We will have some short-term volatility because sentiment is off the charts, valuations are not exactly cheap and there are few reasons why we could see a bit of volatility. But fundamentally, the central banks will not change course this year and that also benefits emerging markets. Emerging markets have been the laggards and the emerging world is not only driven by liquidity, but also by fundamentals. They could catch a little bit up over the second half of the year. Q: Don't you expect any kind of actual tapering by the Fed in this calendar year?
A: No. They have given us relatively specific targets, they are talking about unemployment at 6.5 percent and we are still one percentage point above that. They want to see inflation expectations going up, so they have an inflation target of 2.5 percent. Again, we are not there yet.

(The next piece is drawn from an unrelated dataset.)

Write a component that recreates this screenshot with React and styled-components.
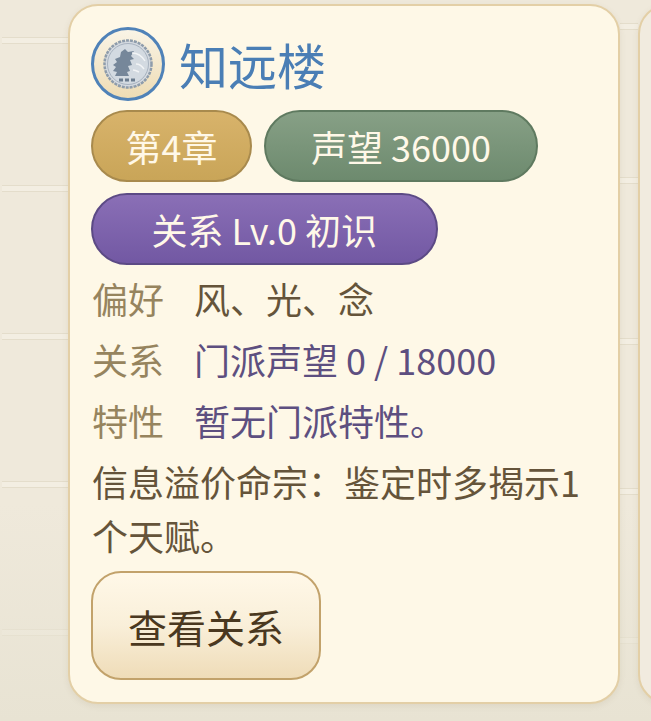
import React from "react";
import styled, { createGlobalStyle } from "styled-components";

const GlobalStyle = createGlobalStyle`
  html, body {
    margin: 0;
    padding: 0;
  }
  body {
    width: 651px;
    height: 721px;
    overflow: hidden;
    font-family: "Noto Sans CJK SC", "Noto Sans", sans-serif;
    background-color: #efe9db;
  }
`;

const plank = `linear-gradient(
  180deg,
  #e4ddcb 0 1px,
  #f3eee2 1px 6px,
  #e4ddcb 6px 7px
)`;

// the boards behind the cards do not sit at the same height on the two sides
const LEFT_BOARDS = [37, 185, 333, 481, 629];
const GAP_BOARDS = [23, 177, 338, 488, 637];

const boards = [...LEFT_BOARDS, ...GAP_BOARDS];

const Wall = styled.div`
  height: 721px;
  box-sizing: border-box;
  padding: 4px 0 0 68px;
  display: flex;
  align-items: flex-start;
  gap: 18px;
  overflow: hidden;
  background-image:
    linear-gradient(180deg, rgba(230, 225, 208, 0) 70%, #e8e3d3 100%),
    ${boards.map(() => plank).join(",")};
  background-size:
    100% 100%,
    ${LEFT_BOARDS.map(() => "70px 7px").join(",")},
    ${GAP_BOARDS.map(() => "18px 7px").join(",")};
  background-position:
    0 0,
    ${LEFT_BOARDS.map((y) => `2px ${y}px`).join(",")},
    ${GAP_BOARDS.map((y) => `620px ${y}px`).join(",")};
  background-repeat: no-repeat;
`;

const Card = styled.section`
  width: 552px;
  height: 700px;
  flex: none;
  box-sizing: border-box;
  padding: 21px 21px 0;
  background: #fef8e7;
  border: 2px solid #e3cfa6;
  border-radius: 30px;
  box-shadow: 0 2px 6px rgba(120, 100, 60, 0.1);
`;

const NextCard = styled(Card)`
  background: #f1ebdf;
`;

const Header = styled.header`
  display: flex;
  align-items: center;
  gap: 14px;
  height: 74px;
`;

const Emblem = styled.div`
  width: 74px;
  height: 74px;
  box-sizing: border-box;
  border: 3px solid #4f82b8;
  border-radius: 50%;
  background: linear-gradient(180deg, #f9f4e6 0%, #eedcb4 100%);
  display: flex;
  align-items: center;
  justify-content: center;
`;

const Name = styled.h2`
  margin: 0;
  font-size: 49px;
  line-height: 74px;
  font-weight: 400;
  color: #4a7eb5;
`;

const Tags = styled.div`
  display: flex;
  flex-wrap: wrap;
  gap: 11px 12px;
  margin-top: 9px;
`;

const TAG_COLORS = {
  gold: ["#d8b36b", "#c9a558", "#a88a4d"],
  green: ["#87a086", "#6d8a6e", "#5f7a60"],
  purple: ["#8a6fb6", "#7258a3", "#5c4a85"],
};

const Tag = styled.span`
  height: 72px;
  box-sizing: border-box;
  padding: 0 ${(p) => p.$pad}px;
  display: inline-flex;
  align-items: center;
  border-radius: 36px;
  border: 2px solid ${(p) => TAG_COLORS[p.$tone][2]};
  background: linear-gradient(
    180deg,
    ${(p) => TAG_COLORS[p.$tone][0]},
    ${(p) => TAG_COLORS[p.$tone][1]}
  );
  color: #fff8e8;
  font-size: 36px;
  white-space: pre;
`;

const Rows = styled.div`
  margin-top: 2px;
  padding-left: 1px;
`;

const Row = styled.div`
  display: flex;
  gap: 30px;
  height: 61px;
  align-items: center;
  font-size: 36px;
`;

const Label = styled.span`
  width: 72px;
  flex: none;
  white-space: nowrap;
  color: #96845e;
`;

const Value = styled.span`
  color: ${(p) => (p.$accent ? "#5d4f80" : "#65543a")};
`;

const Note = styled.p`
  margin: 4px 0 0;
  padding-left: 1px;
  font-size: 36px;
  line-height: 54px;
  color: #65543a;
`;

const ActionButton = styled.button`
  display: block;
  width: 230px;
  height: 109px;
  margin-top: 9px;
  padding: 0;
  border: 2px solid #c2a26b;
  border-radius: 30px;
  background: linear-gradient(180deg, #fff8e8 0%, #f9efd9 50%, #efdcb8 100%);
  color: #4a3820;
  font-family: inherit;
  font-size: 39px;
`;

// silver medallion with a small tower on it
const Coin = () => (
  <svg width="50" height="50" viewBox="0 0 50 50">
    <circle cx="25" cy="25" r="23.5" fill="#d5dae0" stroke="#8e9cab" strokeWidth="2.5" strokeDasharray="3 1" />
    <circle cx="25" cy="25" r="20.5" fill="#d3dae1" stroke="#a8b3c0" strokeWidth="1" />
    <path
      d="M22 10l3 3 6-1-3 5 3 3-4 1 2 5-4 1 2 5-3 1 2 4H12l2-4-4-1 3-4-3-2 4-3-2-3 5-2 1-5z"
      fill="#76879a"
    />
    <path d="M29 14c5 0 10 3 13 8M33 25c3 0 6 2 8 5M30 31c2 0 4 1 6 2" fill="none" stroke="#f2f4f6" strokeWidth="1.4" />
    <path d="M16 41h18" stroke="#6b7c8f" strokeWidth="3" strokeDasharray="4 2" />
  </svg>
);

export default function App() {
  return (
    <Wall>
      <GlobalStyle />
      <Card>
        <Header>
          <Emblem>
            <Coin />
          </Emblem>
          <Name>知远楼</Name>
        </Header>
        <Tags>
          <Tag $tone="gold" $pad={32.5}>第4章</Tag>
          <Tag $tone="green" $pad={45}>声望 36000</Tag>
          <Tag $tone="purple" $pad={58.5}>关系 Lv.0 初识</Tag>
        </Tags>
        <Rows>
          <Row>
            <Label>偏好</Label>
            <Value>风、光、念</Value>
          </Row>
          <Row>
            <Label>关系</Label>
            <Value $accent>门派声望 0 / 18000</Value>
          </Row>
          <Row>
            <Label>特性</Label>
            <Value $accent>暂无门派特性。</Value>
          </Row>
        </Rows>
        <Note>信息溢价命宗：鉴定时多揭示1个天赋。</Note>
        <ActionButton>查看关系</ActionButton>
      </Card>
      <NextCard />
    </Wall>
  );
}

I could paint you a scenario where we get to 6.5 percent unemployment by year-end, but that does not necessarily mean that QE will be over. They could shift the goalposts and may look at other indicators as well. So for this year, we will not see any change in the policy of the Fed.
_PAGEBREAK_ Q: Germany may now look at ending austerity and going all out in terms of there own expansion plan. If that was to happen, what would be the call on the equity markets if we have fresh round of money supply from Germany?
A: There is across-the-board tightness about austerity. We have seen that austerity alone leads to a downwards spiral in terms of economic growth, tax revenues, which again lead to higher deficits and so, it is not working. You can have austerity, but your economic growth at the same time and that is what they are trying to address.
We don’t think that running higher government deficits will necessarily yield to results. Reforms are needed in Europe and elsewhere, labour market reforms, a lot of reforms in the real economy that would help, but that takes time. There are no quick fixes there, but there is a try and drift away from austerity, which is positive for equities in the near-term. Q: Global markets are likely to move higher, which market would you play for most upside from current levels?
A: There are two – the US market still has a upside, but the bigger upside in our view is Japan, despite the fact that Japan has risen by 35 percent year-to-date we had a pretty sizable correction, which was a bit unnerving. But that’s a buy opportunity. So, the Bank of Japan will continue on their course of QE. The yen will most likely weaken and we would favour Japan as the number one pick, but with a caveat that you would have to hedge your yen exposure because we expect a weaker yen from here. Q: We have seen quite a bit of strength in the dollar, but in India, the currency depreciation has been a bit more profound. What's the call on both Indian currency and Indian market at this point in time?
A: Dollar will go higher against most other currencies and commodities. In currencies, particulaly it will do well against emerging (market) currencies. We could see some weakness here not because of weak fundamentals, but because the dollar is the best among all the weak paper currencies. So, that will drive it and that will lead to somewhat lower currency exchange rate in Asia as well. Q: Have you set any kind of targets on the dollar Index?
A: You look at the DXY, we have now exceeded the 84 level, which was a bit of a resistance. We could be headed for about 89, so that’s another 5 percent against most major currencies.